Tout cela se développe sous le signe de l’accélération : les technophiles estiment que l’humanité a trouvé son sésame tandis que les technophobes pensent que nous approchons du désastre. Sans vouloir me prononcer sur le fond de ce débat, j’estime indispensable de prendre le temps de maîtriser cette évolution pour que l’homme redevienne, enfin, au centre de tout. Ainsi, la révolution technologique pourra prendre en compte les enjeux liés à la création artistique et à l’accès à la culture. Avec les courriers électroniques, avec les nouvelles formes d’expression, le « net » est aussi un puissant facteur de dissémination des idées. Mais n’assistons-nous pas aussi à une accumulation d’informations plutôt qu’à une injection des savoirs ?

Le défi que nous devons relever est donc formidable : la mondialisation et les échanges facilités par les nouvelles technologies nous offrent des potentialités nouvelles de développement culturel, individuel et collectif et de démocratisation de l’expression citoyenne. Nous devons donc relever ce défi. Comme l’a dit M. Ralite à cette tribune, « l’histoire de la peinture n’est pas l’histoire du pinceau » ! N’oublions pas l’avertissement de Péguy : « le spirituel sans le charnel est une vue de l’esprit ». Vouloir abolir les rapports féconds entre la main et le cerveau, c’est se condamner à l’impuissance !

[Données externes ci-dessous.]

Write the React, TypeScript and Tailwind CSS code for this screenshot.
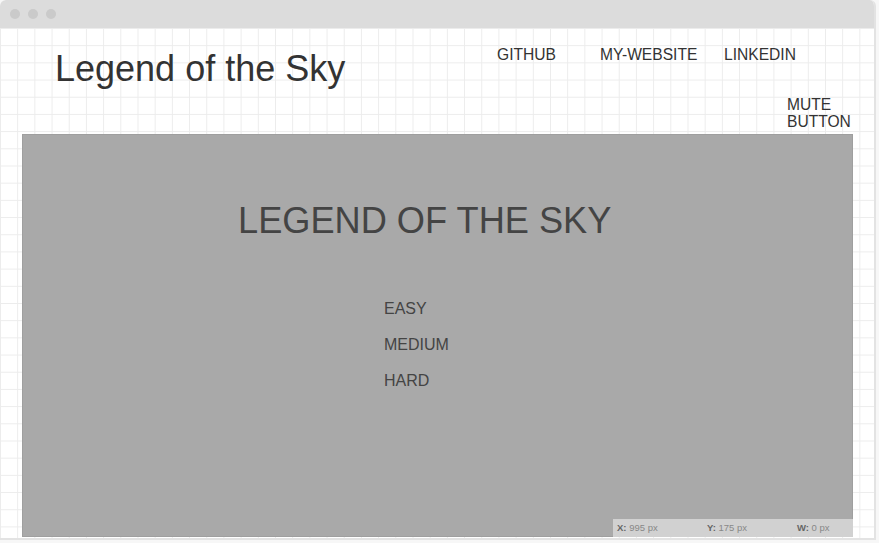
import React from "react";

export default function App() {
  const font = { fontFamily: '"Liberation Sans", Arial, sans-serif' };
  return (
    <div className="w-[879px] h-[543px] bg-[#f7f7f7] overflow-hidden" style={font}>
      <div className="w-[876px] h-[540px] bg-white border-r-2 border-b-2 border-[#e3e3e3] rounded-t-[6px] flex flex-col overflow-hidden">
        <div className="h-[28px] shrink-0 bg-[#dcdcdc] flex items-center gap-[8px] pl-[10px]">
          <div className="w-[10px] h-[10px] rounded-full bg-[#cacaca]" />
          <div className="w-[10px] h-[10px] rounded-full bg-[#cacaca]" />
          <div className="w-[10px] h-[10px] rounded-full bg-[#cacaca]" />
        </div>
        <div className="flex-1 flex flex-col bg-white bg-[linear-gradient(to_right,#ececec_1px,transparent_1px),linear-gradient(to_bottom,#ececec_1px,transparent_1px)] bg-[size:17.2px_17.2px]">
          <div className="h-[106px] shrink-0 flex">
            <div className="w-[497px] shrink-0 pl-[55px] pt-[23px]">
              <h1 className="text-[36px] leading-none text-[#333] whitespace-nowrap">Legend of the Sky</h1>
            </div>
            <div className="flex flex-col">
              <div className="flex pt-[19px] text-[15.6px] leading-none text-[#333] whitespace-nowrap">
                <span className="w-[103px]">GITHUB</span>
                <span className="w-[124px]">MY-WEBSITE</span>
                <span>LINKEDIN</span>
              </div>
              <div className="pl-[290px] pt-[33px] text-[15.6px] leading-[17px] text-[#333] whitespace-nowrap">
                MUTE<br />BUTTON
              </div>
            </div>
          </div>
          <div className="relative ml-[22px] w-[831px] h-[403px] bg-[#a9a9a9] border border-[#9f9f9f]">
            <div className="pl-[215px] pt-[68px] text-[36.2px] leading-none text-[#444] whitespace-nowrap">
              LEGEND OF THE SKY
            </div>
            <div className="pl-[361px] pt-[52px] flex flex-col text-[16px] leading-[36px] text-[#444]">
              <span>EASY</span>
              <span>MEDIUM</span>
              <span>HARD</span>
            </div>
            <div className="absolute right-[-1px] bottom-[-1px] w-[240px] h-[18px] bg-[#d1d1d1] flex items-center text-[9.5px] text-[#888]">
              <span className="w-[90px] pl-[4px]"><b className="text-[#666]">X:</b> 995 px</span>
              <span className="w-[90px] pl-[4px]"><b className="text-[#666]">Y:</b> 175 px</span>
              <span className="pl-[4px]"><b className="text-[#666]">W:</b> 0 px</span>
            </div>
          </div>
        </div>
      </div>
    </div>
  );
}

Nous avons eu un collègue pour qui j’ai toujours eu beaucoup de respect, d’estime et d’amitié, ce qui ne nous empêchait pas de débattre, c’était Maurice Schumann qui, accueillant François Jacob à l’Académie française, avait eu ces mots lumineux : « la seule faute que le destin ne pardonne pas aux peuples, c’est l’imprudence de mépriser les rêves ». C’était comme un écho à ce que Carné et Prévert ont fait dire à Jean-Louis Barrault dans Les enfants du paradis : « les petites gens peuvent avoir de grands rêves ».

Sous une avalanche de mesures techniques, ce texte cache mal une orientation politique perverse, pour ne pas dire mauvaise, malgré les efforts de notre collègue de Broissia pour en corriger les défauts les plus évidents. Personne ne peut s’étonner donc de notre extrême réserve.